Bu yaklaşımın hiç kimsenin haddi olmadığını belirtelim. Konformist yaşamlarından bizi anlamalarını zaten beklemiyoruz. Ne zaman bir umut ışığı belirse, aynı yaklaşımlar ortaya çıkıyor. Madem bu Cumhuriyet sizin, Meclis sizin, devlet sizin; o halde bize neden “kardeşiz” diyorsunuz? Hangi kardeşlik? Doğrusu, ekranlardan gazetecilik yaptıklarını sanan, yalnızca askeri üniforması eksik olan ve Kürt halkının her düzeydeki iradesine hakaret eden kişilere hiçbir şekilde saygı duymadığımızı belirtmek isteriz. Bütün TV ekranlarının bu süreçte A Haber’e dönüşmesi çok trajik bir durumdur. Evet, açıkça belirtmeliyiz ki izleyecek kanal, okuyacak yayın bulamıyoruz. “Anadolu’dan Görünüm” vb. yayınlardan bu yana kısmen de olsa değişen her şeyde başa döndük.
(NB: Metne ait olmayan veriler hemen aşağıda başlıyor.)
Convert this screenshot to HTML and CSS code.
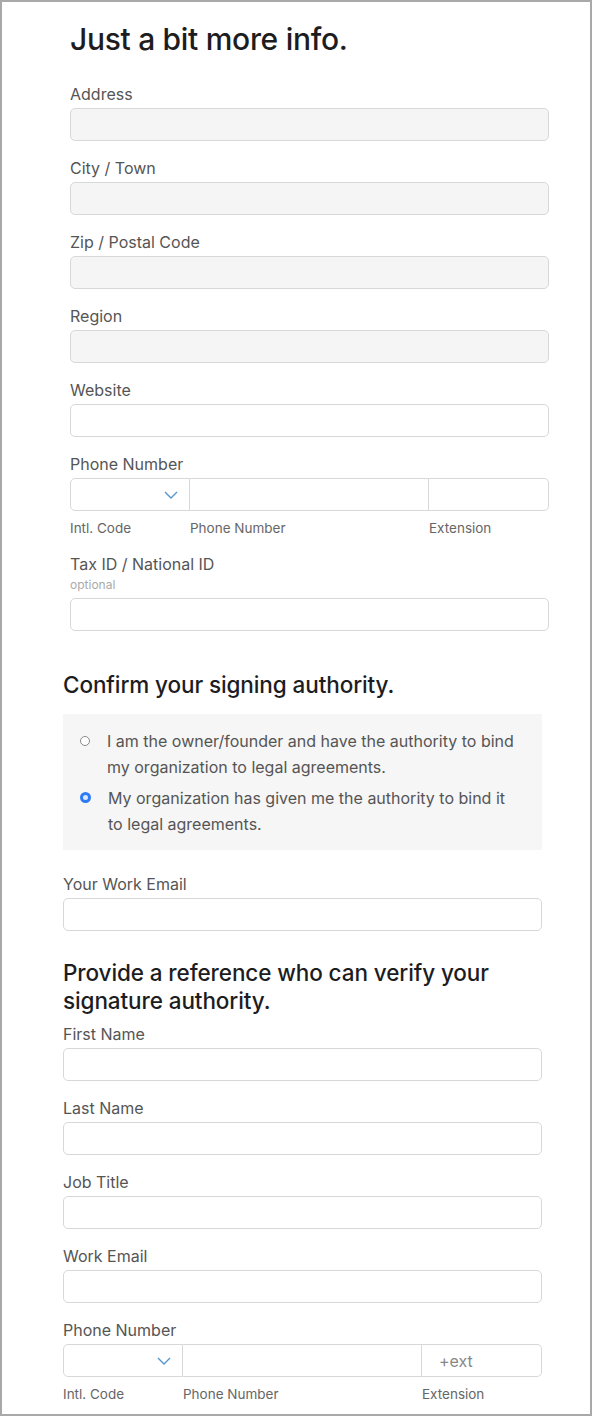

En büyük zararı da ülkenin demokrasisi görüyor. İşçiler, emekçiler, kadınlar, gençler bu anti-demokratik düzeni hak etmiyor. Ülkelerini sevdiklerini ve koruduklarını sananlar bilsin ki yeni bir Malazgirt, Çanakkale durumu ile karşı karşıyayız. 
 
Önderliğimizin “Ortak vatanda eşit ve özgür bir yaşam mümkündür” önermesini doğru ele alıp değerlendirmek hayati önemdedir. Orta Doğu’da yeni bir dizayn söz konusuyken bu kısır, dar, elit ve üstenci dil hiç kimseye kazandırmaz. “Keşke yüreğimize taş basmasaydık” demek istemiyorum. “Barış iradesinden bu kadar korkmayın” deriz. Elbette bu konuda öneriler ve eleştiriler olabilir; ancak bu, karşıta dönüşmemelidir. Kısaca dün AKP-MHP’nin kullandığı dili bugün Kürtler hariç herkes kullanıyor. Dolayısıyla biz de bir kez daha hatırlatalım: Kürt halk önderi Abdullah Öcalan ve diğer tüm değerlerimiz kıymetlidir. Çok klişe bir deyim ama yine de belirtelim: Bu değerlerimizi ağzınıza alırken dikkat edin; zira demir leblebi misali dişleriniz kırılabilir. Sonuç olarak, Mevlana’nın sözünü hatırlatalım: “Ya olduğun gibi görün ya da göründüğün gibi ol” diyoruz.